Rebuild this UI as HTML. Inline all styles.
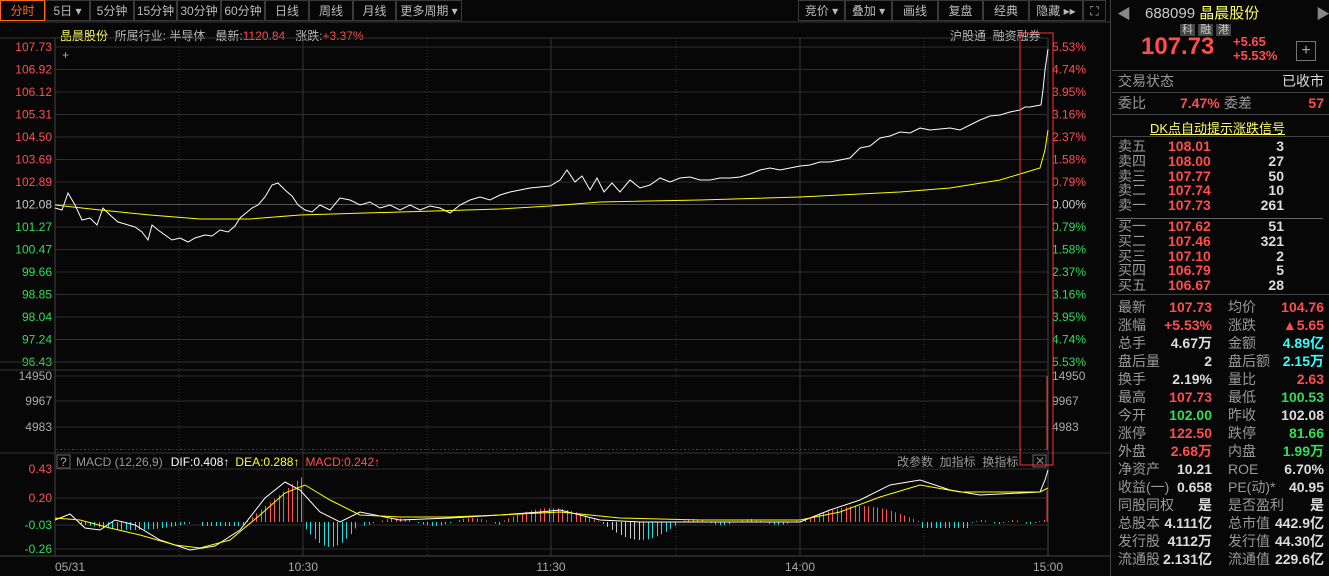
<!DOCTYPE html>
<html><head><meta charset="utf-8">
<style>
*{margin:0;padding:0;box-sizing:border-box}
body{width:1329px;height:576px;background:#070707;overflow:hidden;position:relative;font-family:"Liberation Sans","Noto Sans CJK SC",sans-serif;color:#bbb;font-size:12px}
.a{position:absolute;white-space:nowrap}
.tab{position:absolute;top:0;height:21px;border:1px solid #3a3a3a;color:#bbb;font-size:12px;line-height:20px;text-align:center}
.r{color:#ff4d4d}.g{color:#33dd55}.y{color:#ffff66}.c{color:#33ffff}.w{color:#ddd}.gr{color:#999}
.rp{position:absolute;left:1112px;width:217px}
.row{position:absolute;left:1118px;width:206px;height:18px;font-size:14px;line-height:18px}
.row span{position:absolute}
</style></head><body>
<div class="tab" style="left:0;width:45px;color:#ff6a1a;border-color:#ff6a1a">分时</div>
<div class="tab" style="left:45px;width:45px">5日 ▾</div>
<div class="tab" style="left:90px;width:44px">5分钟</div>
<div class="tab" style="left:134px;width:43px">15分钟</div>
<div class="tab" style="left:177px;width:44px">30分钟</div>
<div class="tab" style="left:221px;width:44px">60分钟</div>
<div class="tab" style="left:265px;width:44px">日线</div>
<div class="tab" style="left:309px;width:44px">周线</div>
<div class="tab" style="left:353px;width:43px">月线</div>
<div class="tab" style="left:396px;width:66px">更多周期 ▾</div>
<div class="tab" style="left:798px;width:47px">竞价 ▾</div>
<div class="tab" style="left:845px;width:47px">叠加 ▾</div>
<div class="tab" style="left:892px;width:46px">画线</div>
<div class="tab" style="left:938px;width:45px">复盘</div>
<div class="tab" style="left:983px;width:46px">经典</div>
<div class="tab" style="left:1029px;width:54px">隐藏 ▸▸</div>
<div class="tab" style="left:1083px;width:23px">⛶</div>
<div class="a" style="left:60px;top:27px;font-size:12px"><span class="y">晶晨股份</span>&nbsp; 所属行业: 半导体 &nbsp; 最新:<span class="r">1120.84</span> &nbsp; 涨跌:<span class="r">+3.37%</span></div>
<div class="a" style="left:950px;top:27px">沪股通 &nbsp;融资融券</div>
<svg class="a" style="left:0;top:0" width="1110" height="576" id="ch"></svg>
<div style="position:absolute;left:1110px;top:0;width:1px;height:576px;background:#444"></div>
<div class="a" style="left:1117px;top:4px;color:#888;font-size:14px">◀</div>
<div class="a" style="left:1316px;top:4px;color:#888;font-size:14px">▶</div>
<div class="a" style="left:1145px;top:2px;font-size:15px"><span style="color:#ccc">688099</span> <span class="y">晶晨股份</span></div>
<div class="a" style="left:1180px;top:21px;font-size:11px;color:#ccc"><span style="background:#444;padding:0 2px">科</span> <span style="background:#444;padding:0 2px">融</span> <span style="background:#444;padding:0 2px">港</span></div>
<div class="a r" style="left:1141px;top:33px;font-size:24px;font-weight:bold">107.73</div>
<div class="a r" style="left:1233px;top:35px;font-size:13px;font-weight:bold;line-height:14px">+5.65<br>+5.53%</div>
<div class="a" style="left:1296px;top:41px;width:20px;height:20px;border:1px solid #777;color:#aaa;text-align:center;line-height:18px;font-size:16px">+</div>
<div class="rp" style="top:70px;height:1px;background:#444"></div>
<div class="row" style="top:72px"><span class="gr" style="left:0">交易状态</span><span class="w" style="right:0">已收市</span></div>
<div class="rp" style="top:92px;height:1px;background:#444"></div>
<div class="row" style="top:94px"><span class="gr" style="left:0">委比</span><span class="r" style="left:62px;font-weight:bold">7.47%</span><span class="gr" style="left:106px">委差</span><span class="r" style="right:0;font-weight:bold">57</span></div>
<div class="rp" style="top:114px;height:1px;background:#444"></div>
<div class="a y" style="left:1150px;top:118px;font-size:13px;text-decoration:underline">DK点自动提示涨跌信号</div>
<div class="rp" style="top:136px;height:1px;background:#444"></div>
<div class="rp" style="top:218px;left:1116px;width:207px;height:1px;background:#666"></div>
<div class="rp" style="top:294px;height:1px;background:#444"></div>
<div id="rows"></div>
<script>
var ob=[["卖五","108.01","3"],["卖四","108.00","27"],["卖三","107.77","50"],["卖二","107.74","10"],["卖一","107.73","261"],["买一","107.62","51"],["买二","107.46","321"],["买三","107.10","2"],["买四","106.79","5"],["买五","106.67","28"]];
var h="";
ob.forEach(function(o,i){var t=139+i*14.8+(i>=5?6:0);
h+='<div class="row" style="top:'+t+'px;height:15px;line-height:15px"><span class="gr" style="left:0">'+o[0]+'</span><span class="r" style="left:50px;font-weight:bold">'+o[1]+'</span><span class="w" style="left:100px;width:66px;text-align:right;font-weight:bold">'+o[2]+'</span></div>';});
var st=[["最新","107.73","r","均价","104.76","r"],["涨幅","+5.53%","r","涨跌","▲5.65","r"],["总手","4.67万","w","金额","4.89亿","c"],["盘后量","2","w","盘后额","2.15万","c"],["换手","2.19%","w","量比","2.63","r"],["最高","107.73","r","最低","100.53","g"],["今开","102.00","g","昨收","102.08","w"],["涨停","122.50","r","跌停","81.66","g"],["外盘","2.68万","r","内盘","1.99万","g"],["净资产","10.21","w","ROE","6.70%","w"],["收益(一)","0.658","w","PE(动)*","40.95","w"],["同股同权","是","w","是否盈利","是","w"],["总股本","4.111亿","w","总市值","442.9亿","w"],["发行股","4112万","w","发行值","44.30亿","w"],["流通股","2.131亿","w","流通值","229.6亿","w"]];
st.forEach(function(o,i){var t=298+i*18;
h+='<div class="row" style="top:'+t+'px"><span class="gr" style="left:0">'+o[0]+'</span><span class="'+o[2]+'" style="right:112px;font-weight:bold">'+o[1]+'</span><span class="gr" style="left:110px">'+o[3]+'</span><span class="'+o[5]+'" style="right:0;font-weight:bold">'+o[4]+'</span></div>';});
document.getElementById("rows").innerHTML=h;

var S='';
function L(x1,y1,x2,y2,c,d){S+='<line x1="'+x1+'" y1="'+y1+'" x2="'+x2+'" y2="'+y2+'" stroke="'+c+'"'+(d?' stroke-dasharray="1,2"':'')+'/>';}
function T(x,y,s,c,a){S+='<text x="'+x+'" y="'+y+'" fill="'+c+'" font-size="12"'+(a?' text-anchor="'+a+'"':'')+'>'+s+'</text>';}
L(0,22,1110,22,"#3a3a3a");
var X0=55,X1=1048;
L(X0,38,X0,556,"#444");L(X1,38,X1,556,"#444");
var pl=["107.73","106.92","106.12","105.31","104.50","103.69","102.89","102.08","101.27","100.47","99.66","98.85","98.04","97.24","96.43"];
var pr=["5.53%","4.74%","3.95%","3.16%","2.37%","1.58%","0.79%","0.00%","0.79%","1.58%","2.37%","3.16%","3.95%","4.74%","5.53%"];
for(var i=0;i<15;i++){var y=47+i*22.5;L(X0,y,X1,y,i==7?"#555":"#2e2e2e");var c=i<7?"#ff5050":(i==7?"#ccc":"#33dd55");T(52,y+4,pl[i],c,"end");T(1052,y+4,pr[i],c);}
L(0,38,X1,38,"#333");
[376,401,427].forEach(function(y,k){L(X0,y,X1,y,"#2e2e2e");T(52,y+4,["14950","9967","4983"][k],"#aaa","end");T(1052,y+4,["14950","9967","4983"][k],"#aaa");});
L(0,362,X1,362,"#333");L(0,370,X1,370,"#333");
L(0,453,1110,453,"#333");
[[469,"0.43","#ff5050"],[498,"0.20","#ff5050"],[525,"-0.03","#33dd55"],[549,"-0.26","#33dd55"]].forEach(function(a){L(X0,a[0],X1,a[0],"#2e2e2e");T(52,a[0]+4,a[1],a[2],"end");});
L(0,556,1110,556,"#444");
[179,427,676,924].forEach(function(x){L(x,38,x,556,"#333",1);});
[303,551,800].forEach(function(x){L(x,38,x,556,"#333");});
T(55,571,"05/31","#aaa");T(303,571,"10:30","#aaa","middle");T(551,571,"11:30","#aaa","middle");T(800,571,"14:00","#aaa","middle");T(1048,571,"15:00","#aaa","middle");
T(62,59,"+","#aaa");
S+='<rect x="57" y="455" width="13" height="13" fill="none" stroke="#666"/>';T(60,466,"?","#aaa");
S+='<text x="76" y="466" font-size="12"><tspan fill="#999">MACD (12,26,9)</tspan><tspan fill="#fff" dx="8">DIF:0.408↑</tspan><tspan fill="#ffff33" dx="6">DEA:0.288↑</tspan><tspan fill="#ff5050" dx="6">MACD:0.242↑</tspan></text>';
T(897,466,"改参数 &#160;加指标 &#160;换指标","#999");
S+='<rect x="1033" y="455" width="13" height="12" fill="none" stroke="#666"/>';T(1035,465,"✕","#888");
var p="55,208 62,210 68,193 75,205 82,220 90,218 97,225 103,208 110,215 118,222 125,224 135,227 142,232 148,240 152,225 158,230 165,235 172,240 180,238 188,242 195,238 205,235 212,236 220,230 228,232 235,226 240,218 246,213 252,208 258,205 265,197 272,185 278,183 285,190 292,196 298,205 305,210 312,212 320,205 330,210 340,198 350,200 360,205 370,202 380,208 390,205 400,210 410,205 420,210 430,206 440,208 450,213 460,205 470,200 480,197 490,200 500,195 510,192 520,190 530,188 540,187 550,186 560,180 567,170 575,182 582,176 590,190 597,178 604,192 612,183 620,192 630,180 640,188 650,185 660,178 670,182 680,178 690,177 700,180 710,180 720,178 730,178 740,177 750,174 760,170 770,168 780,170 790,168 800,166 810,165 820,162 830,162 840,160 850,158 860,148 870,146 880,138 890,136 900,132 910,133 920,128 930,130 940,129 950,128 960,130 970,125 980,120 990,116 1000,115 1010,112 1020,110 1025,107 1030,107 1035,106 1041,105 1043,90 1045,70 1048,49";
S+='<polyline points="'+p+'" fill="none" stroke="#fff" stroke-width="1"/>';
S+='<polyline points="55,205 100,210 150,215 200,219 250,219 300,215 400,212 500,209 550,206 600,202 700,200 800,197 900,192 950,188 1000,180 1040,168 1045,150 1048,130" fill="none" stroke="#ffff00" stroke-width="1"/>';
for(var x=57;x<1046;x+=4){L(x,449,x,450,(x%12==1)?"#33cc44":"#cc3333");}
L(1047,376,1047,450,"#ff4040");
var z=522;
function m(x){var v=0;
if(x<200)v=-8*Math.sin((x-70)/40)*(x>80?1:-0.3);
else if(x<245)v=-4;
else if(x<305)v=Math.max(0,(x-245)/60)*48;
else if(x<360)v=-25*Math.sin((x-300)/60*3.14);
else if(x<500)v=Math.sin(x/12)*4;
else if(x<600)v=14*Math.sin((x-500)/100*3.14);
else if(x<680)v=-18*Math.sin((x-600)/80*3.14);
else if(x<800)v=Math.sin(x/9)*3;
else if(x<920)v=16*Math.sin((x-800)/120*3.14);
else if(x<970)v=-6;else v=Math.sin(x/5)*2;return v;}
for(var x=58;x<1045;x+=4.5){var xx=Math.round(x)+0.5;var v=m(x);if(Math.abs(v)<0.8)continue;L(xx,z,xx,z-v,v>0?"#ff5555":(x>580&&x<640?"#ccc":"#22dddd"));}
L(1047,490,1047,522,"#ff4040");
S+='<polyline points="55,520 70,514 85,528 100,530 115,520 135,525 160,540 190,550 215,546 240,530 265,498 285,482 300,490 320,512 340,522 360,512 400,520 450,518 500,515 540,512 560,510 600,520 640,522 700,522 760,522 800,522 830,510 860,500 890,485 920,480 950,490 980,495 1040,492 1045,480 1048,470" fill="none" stroke="#fff"/>';
S+='<polyline points="55,518 80,520 110,528 140,535 175,545 200,548 230,540 260,515 285,493 305,485 330,500 360,515 400,517 450,517 500,515 560,512 620,518 700,520 800,520 840,512 880,497 920,485 960,492 1000,492 1040,492 1048,488" fill="none" stroke="#ffff00"/>';
S+='<rect x="1020" y="33" width="33" height="432" fill="none" stroke="#ff3030"/>';
document.getElementById("ch").innerHTML=S;
</script>
</body></html>
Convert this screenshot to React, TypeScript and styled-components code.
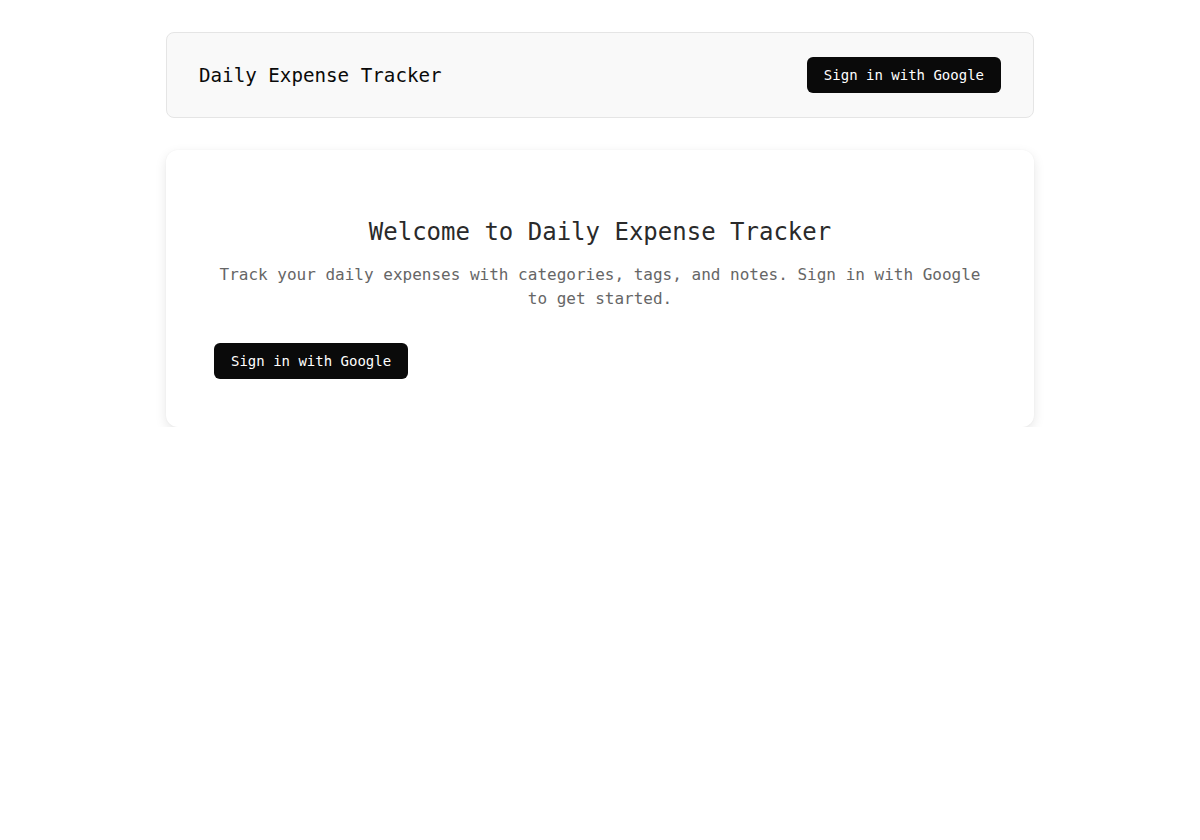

=== EXERCISE DIRECTIONS ===
Scan the material above. Extract every line in which the word "this" occurs.

=== RESULT BELOW ===
Rebuild this UI as HTML. Inline all styles.
Convert this screenshot to React, TypeScript and styled-components code.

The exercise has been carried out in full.